Tout comme les États-Unis, Israël n’est pas signataire du traité de Rome, qui officialise le statut de la Cour pénale internationale. Mais 124 pays l’ont ratifié, dont la France et l’Italie, qui a indiqué qu’elle serait dans « l’obligation d’arrêter » Benyamin Netanyahou et Yoav Gallant s’ils « étaient amenés à se rendre » dans le pays. Pour eux, le risque existe, désormais, qu’ils soient arrêtés par la police d’un de ces pays s’ils s’y rendent en voyage, puis qu’ils soient présentés à la CPI. Il est donc fort probable qu’ils seront contraints de limiter leurs déplacements. « L’enquête va durer plusieurs années », précise maître Torossian.

Sur la scène internationale, cette décision porte atteinte à l’image de Benyamin Netanyahou. Mais, à l’intérieur d’Israël, elle a l’effet inverse.
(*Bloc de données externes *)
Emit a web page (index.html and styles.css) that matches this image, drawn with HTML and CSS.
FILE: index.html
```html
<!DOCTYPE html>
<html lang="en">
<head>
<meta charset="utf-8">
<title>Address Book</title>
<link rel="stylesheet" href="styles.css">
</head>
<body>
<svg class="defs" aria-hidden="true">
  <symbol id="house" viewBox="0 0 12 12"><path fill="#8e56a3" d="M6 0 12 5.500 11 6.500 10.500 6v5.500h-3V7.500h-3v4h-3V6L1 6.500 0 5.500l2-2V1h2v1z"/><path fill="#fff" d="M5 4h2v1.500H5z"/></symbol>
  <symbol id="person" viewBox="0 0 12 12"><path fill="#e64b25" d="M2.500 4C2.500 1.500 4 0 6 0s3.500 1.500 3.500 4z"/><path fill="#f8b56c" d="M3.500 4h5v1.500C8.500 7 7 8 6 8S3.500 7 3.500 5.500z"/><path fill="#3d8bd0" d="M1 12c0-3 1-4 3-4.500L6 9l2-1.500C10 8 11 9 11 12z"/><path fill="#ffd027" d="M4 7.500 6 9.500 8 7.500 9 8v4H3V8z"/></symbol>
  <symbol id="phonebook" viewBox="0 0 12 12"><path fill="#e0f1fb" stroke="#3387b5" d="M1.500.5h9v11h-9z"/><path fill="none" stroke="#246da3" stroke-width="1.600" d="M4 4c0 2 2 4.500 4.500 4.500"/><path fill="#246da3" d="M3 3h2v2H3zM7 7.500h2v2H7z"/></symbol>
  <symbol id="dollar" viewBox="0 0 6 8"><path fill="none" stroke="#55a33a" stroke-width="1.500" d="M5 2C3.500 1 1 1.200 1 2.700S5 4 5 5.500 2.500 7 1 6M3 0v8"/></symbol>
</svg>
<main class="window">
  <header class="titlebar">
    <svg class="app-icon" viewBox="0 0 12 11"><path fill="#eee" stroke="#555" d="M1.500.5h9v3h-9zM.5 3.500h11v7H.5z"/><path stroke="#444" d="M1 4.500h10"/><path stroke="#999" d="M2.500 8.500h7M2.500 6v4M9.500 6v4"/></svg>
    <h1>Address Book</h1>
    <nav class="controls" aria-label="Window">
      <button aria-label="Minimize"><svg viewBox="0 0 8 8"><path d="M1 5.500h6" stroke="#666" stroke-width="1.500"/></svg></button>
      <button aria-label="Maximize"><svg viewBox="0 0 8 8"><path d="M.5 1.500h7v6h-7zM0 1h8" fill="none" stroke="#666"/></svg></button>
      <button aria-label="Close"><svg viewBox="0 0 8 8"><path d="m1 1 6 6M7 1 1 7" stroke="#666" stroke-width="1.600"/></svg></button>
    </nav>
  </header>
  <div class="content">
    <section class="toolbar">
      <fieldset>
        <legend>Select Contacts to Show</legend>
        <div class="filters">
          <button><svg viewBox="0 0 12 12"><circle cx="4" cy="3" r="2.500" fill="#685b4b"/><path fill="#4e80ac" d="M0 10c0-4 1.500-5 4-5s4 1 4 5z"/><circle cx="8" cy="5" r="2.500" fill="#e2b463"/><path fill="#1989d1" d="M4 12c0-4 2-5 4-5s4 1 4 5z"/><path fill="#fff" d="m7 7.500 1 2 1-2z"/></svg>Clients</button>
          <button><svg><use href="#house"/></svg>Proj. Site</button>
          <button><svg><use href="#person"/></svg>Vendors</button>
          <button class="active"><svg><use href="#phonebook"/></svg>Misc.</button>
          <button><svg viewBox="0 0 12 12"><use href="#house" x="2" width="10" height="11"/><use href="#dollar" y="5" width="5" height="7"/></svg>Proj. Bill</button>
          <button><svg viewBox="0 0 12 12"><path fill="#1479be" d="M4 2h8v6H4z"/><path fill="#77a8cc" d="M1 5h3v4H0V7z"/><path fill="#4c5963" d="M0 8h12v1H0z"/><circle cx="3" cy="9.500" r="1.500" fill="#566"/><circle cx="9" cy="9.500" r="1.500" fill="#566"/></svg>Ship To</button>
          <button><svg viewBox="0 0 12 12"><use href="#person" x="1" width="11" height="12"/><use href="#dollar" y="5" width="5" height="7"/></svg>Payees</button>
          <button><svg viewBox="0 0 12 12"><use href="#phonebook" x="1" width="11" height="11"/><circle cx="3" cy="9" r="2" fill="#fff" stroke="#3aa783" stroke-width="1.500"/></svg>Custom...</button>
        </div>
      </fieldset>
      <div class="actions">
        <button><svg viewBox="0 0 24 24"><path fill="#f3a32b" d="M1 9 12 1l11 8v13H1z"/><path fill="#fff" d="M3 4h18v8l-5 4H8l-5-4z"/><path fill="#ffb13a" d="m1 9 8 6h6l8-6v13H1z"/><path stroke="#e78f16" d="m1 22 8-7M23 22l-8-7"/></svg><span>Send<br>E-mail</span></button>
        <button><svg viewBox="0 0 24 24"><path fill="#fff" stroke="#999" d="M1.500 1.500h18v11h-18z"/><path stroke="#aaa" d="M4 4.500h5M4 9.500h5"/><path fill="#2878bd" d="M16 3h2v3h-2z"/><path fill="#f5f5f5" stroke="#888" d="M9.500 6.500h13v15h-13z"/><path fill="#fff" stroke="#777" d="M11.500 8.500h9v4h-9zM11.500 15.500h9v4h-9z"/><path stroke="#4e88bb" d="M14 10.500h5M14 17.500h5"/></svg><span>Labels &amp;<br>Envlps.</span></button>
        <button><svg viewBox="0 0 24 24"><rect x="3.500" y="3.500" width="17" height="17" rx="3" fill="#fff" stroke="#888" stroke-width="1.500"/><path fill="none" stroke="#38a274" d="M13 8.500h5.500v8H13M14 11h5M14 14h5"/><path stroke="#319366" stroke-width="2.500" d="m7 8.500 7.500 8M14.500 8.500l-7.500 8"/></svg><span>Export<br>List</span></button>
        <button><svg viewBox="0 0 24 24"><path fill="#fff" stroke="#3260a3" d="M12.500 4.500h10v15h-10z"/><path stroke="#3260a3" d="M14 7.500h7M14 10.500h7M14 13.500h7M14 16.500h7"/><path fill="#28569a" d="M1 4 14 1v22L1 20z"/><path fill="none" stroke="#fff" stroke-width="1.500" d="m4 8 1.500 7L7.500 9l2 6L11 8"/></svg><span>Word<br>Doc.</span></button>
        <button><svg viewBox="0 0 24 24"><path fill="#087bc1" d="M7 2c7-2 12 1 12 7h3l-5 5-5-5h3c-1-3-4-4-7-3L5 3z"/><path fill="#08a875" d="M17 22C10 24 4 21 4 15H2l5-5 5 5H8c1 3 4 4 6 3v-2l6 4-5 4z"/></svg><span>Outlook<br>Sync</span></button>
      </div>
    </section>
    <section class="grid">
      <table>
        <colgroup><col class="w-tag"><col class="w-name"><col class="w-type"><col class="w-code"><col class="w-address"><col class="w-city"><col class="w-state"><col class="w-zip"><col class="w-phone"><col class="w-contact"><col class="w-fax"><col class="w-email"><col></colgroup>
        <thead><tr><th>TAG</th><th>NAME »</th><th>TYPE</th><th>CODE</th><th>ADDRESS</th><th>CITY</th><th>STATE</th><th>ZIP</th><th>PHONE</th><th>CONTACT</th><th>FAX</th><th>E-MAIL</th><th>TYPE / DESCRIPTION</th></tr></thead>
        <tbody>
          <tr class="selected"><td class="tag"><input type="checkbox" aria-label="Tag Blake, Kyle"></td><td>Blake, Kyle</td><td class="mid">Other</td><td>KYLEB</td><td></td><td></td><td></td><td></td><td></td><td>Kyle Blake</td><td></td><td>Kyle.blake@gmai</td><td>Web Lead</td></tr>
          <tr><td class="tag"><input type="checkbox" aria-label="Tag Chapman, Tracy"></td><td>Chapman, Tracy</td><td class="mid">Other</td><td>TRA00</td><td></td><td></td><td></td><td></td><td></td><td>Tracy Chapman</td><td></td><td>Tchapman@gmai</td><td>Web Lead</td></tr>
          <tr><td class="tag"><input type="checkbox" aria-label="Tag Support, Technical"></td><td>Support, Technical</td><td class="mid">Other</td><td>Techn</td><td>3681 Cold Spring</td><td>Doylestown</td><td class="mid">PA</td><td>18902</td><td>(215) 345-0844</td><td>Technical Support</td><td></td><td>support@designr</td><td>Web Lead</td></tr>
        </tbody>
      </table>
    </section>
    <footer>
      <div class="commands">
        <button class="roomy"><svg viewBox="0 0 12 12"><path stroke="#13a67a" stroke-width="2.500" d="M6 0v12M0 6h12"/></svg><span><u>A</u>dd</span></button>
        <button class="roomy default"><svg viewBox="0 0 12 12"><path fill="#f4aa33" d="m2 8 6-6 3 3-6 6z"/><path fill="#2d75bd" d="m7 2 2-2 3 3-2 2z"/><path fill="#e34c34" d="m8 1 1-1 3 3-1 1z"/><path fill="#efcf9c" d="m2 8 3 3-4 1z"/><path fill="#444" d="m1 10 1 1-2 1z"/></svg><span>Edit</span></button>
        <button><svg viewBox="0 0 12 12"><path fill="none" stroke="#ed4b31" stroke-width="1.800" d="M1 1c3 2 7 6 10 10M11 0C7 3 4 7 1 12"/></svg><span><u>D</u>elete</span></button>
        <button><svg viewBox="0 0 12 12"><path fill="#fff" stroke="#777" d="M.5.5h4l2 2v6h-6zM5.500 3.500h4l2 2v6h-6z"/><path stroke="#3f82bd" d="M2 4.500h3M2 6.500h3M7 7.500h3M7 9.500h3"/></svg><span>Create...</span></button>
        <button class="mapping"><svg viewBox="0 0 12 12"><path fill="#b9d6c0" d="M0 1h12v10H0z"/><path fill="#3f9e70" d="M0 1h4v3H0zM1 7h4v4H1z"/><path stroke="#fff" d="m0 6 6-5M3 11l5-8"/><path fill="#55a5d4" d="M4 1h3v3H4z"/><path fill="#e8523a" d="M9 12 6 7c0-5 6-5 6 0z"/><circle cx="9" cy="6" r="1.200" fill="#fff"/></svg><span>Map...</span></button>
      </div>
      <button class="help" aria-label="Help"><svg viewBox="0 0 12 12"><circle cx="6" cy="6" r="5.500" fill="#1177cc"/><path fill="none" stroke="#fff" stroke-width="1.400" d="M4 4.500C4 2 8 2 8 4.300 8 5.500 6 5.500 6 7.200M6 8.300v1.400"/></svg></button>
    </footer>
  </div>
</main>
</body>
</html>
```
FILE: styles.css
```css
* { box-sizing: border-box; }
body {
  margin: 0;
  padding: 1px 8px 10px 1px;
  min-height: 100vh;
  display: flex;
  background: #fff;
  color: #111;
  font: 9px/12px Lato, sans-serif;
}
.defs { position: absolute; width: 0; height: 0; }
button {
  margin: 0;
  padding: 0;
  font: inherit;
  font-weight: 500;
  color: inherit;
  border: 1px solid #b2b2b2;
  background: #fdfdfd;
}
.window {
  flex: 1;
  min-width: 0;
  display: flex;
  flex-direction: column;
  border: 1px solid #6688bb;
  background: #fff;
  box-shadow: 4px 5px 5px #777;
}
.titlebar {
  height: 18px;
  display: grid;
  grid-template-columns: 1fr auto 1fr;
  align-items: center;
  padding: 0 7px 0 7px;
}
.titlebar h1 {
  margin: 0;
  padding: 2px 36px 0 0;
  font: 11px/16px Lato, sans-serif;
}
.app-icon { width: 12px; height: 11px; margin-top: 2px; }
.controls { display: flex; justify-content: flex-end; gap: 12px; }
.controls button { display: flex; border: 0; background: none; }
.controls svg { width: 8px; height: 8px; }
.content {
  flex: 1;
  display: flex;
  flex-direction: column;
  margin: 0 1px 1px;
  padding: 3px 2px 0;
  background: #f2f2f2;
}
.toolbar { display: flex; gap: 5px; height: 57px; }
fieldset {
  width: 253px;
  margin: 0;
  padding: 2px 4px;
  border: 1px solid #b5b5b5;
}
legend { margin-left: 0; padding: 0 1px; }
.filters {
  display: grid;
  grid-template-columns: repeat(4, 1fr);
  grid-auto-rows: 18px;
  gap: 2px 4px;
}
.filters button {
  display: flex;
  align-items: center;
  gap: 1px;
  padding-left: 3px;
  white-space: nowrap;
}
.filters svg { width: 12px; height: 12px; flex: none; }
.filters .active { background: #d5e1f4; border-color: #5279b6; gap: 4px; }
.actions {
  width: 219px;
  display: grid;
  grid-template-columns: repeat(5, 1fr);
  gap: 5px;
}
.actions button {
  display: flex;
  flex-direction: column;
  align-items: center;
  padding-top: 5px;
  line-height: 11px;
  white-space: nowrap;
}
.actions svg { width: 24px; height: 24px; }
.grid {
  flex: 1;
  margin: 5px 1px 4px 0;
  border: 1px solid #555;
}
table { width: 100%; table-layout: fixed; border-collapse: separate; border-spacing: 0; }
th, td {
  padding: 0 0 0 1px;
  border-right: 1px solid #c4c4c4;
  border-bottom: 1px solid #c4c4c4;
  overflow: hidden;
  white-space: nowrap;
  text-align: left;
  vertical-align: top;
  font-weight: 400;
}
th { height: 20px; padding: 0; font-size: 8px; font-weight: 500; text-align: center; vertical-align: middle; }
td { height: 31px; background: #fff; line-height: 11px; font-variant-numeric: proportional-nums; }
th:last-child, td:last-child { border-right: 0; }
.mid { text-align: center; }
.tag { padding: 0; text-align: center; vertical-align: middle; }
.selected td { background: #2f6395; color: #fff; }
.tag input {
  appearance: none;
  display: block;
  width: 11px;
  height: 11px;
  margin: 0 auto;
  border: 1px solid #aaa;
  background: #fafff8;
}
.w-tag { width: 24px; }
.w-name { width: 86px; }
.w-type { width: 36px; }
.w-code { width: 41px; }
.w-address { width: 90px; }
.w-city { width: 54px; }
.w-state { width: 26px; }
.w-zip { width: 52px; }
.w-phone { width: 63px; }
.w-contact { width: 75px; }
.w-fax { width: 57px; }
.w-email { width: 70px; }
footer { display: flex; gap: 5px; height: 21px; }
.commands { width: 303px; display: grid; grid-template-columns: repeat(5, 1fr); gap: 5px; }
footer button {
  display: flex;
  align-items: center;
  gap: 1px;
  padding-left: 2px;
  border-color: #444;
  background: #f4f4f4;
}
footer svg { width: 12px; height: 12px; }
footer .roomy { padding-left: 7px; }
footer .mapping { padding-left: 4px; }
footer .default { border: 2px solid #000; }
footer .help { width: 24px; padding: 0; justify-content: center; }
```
Dans ce pays où les clivages sont plus exacerbés que jamais après 13 mois de guerre, c’est l’intégralité de la classe politique qui s’est rangée derrière le premier ministre.
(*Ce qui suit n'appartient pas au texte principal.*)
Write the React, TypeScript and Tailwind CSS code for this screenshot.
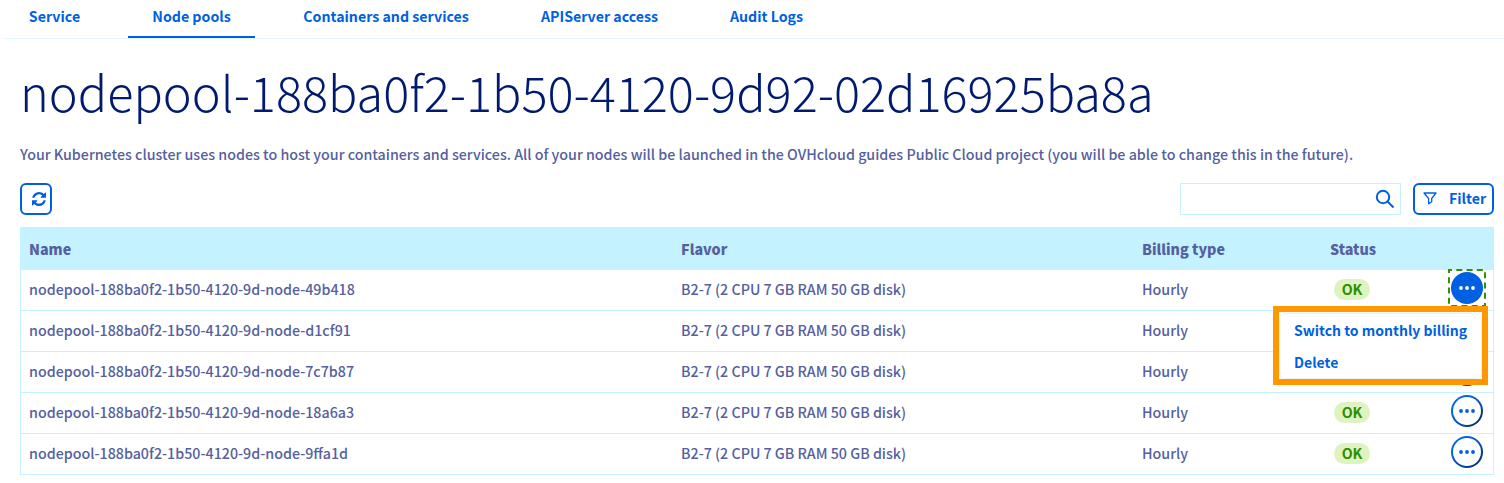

À commencer par les membres de son gouvernement. Alors que le cabinet de Gideon Saar, le nouveau ministre des Affaires étrangères, annonçait prendre attache avec les partenaires internationaux d’Israël, Itamar Ben Gvir, le ministre de la Sécurité nationale, a dénoncé cette décision à laquelle « Israël doit répondre en annexant la Cisjordanie et en sanctionnant davantage l’autorité terroriste », c’est-à-dire l’Autorité palestinienne. Nouveau ministre de la Défense depuis l’éviction de Yoav Gallant, début novembre, Israel Katz a, de son côté, également fustigé une décision « honteuse, qui profite à l’Iran, la tête du serpent, et à ses vassaux. » Venues de l’opposition, des voix se portent aussi au secours des deux hommes. Chef de l’opposition à la Knesset, Yair Lapid s’insurge contre une décision « qui est une récompense pour le terrorisme. »

Le Hamas, par la voix de son porte-parole, Bassem Naim, s’est félicité d’une « étape importante vers la justice. » L’Autorité palestinienne a également salué la décision.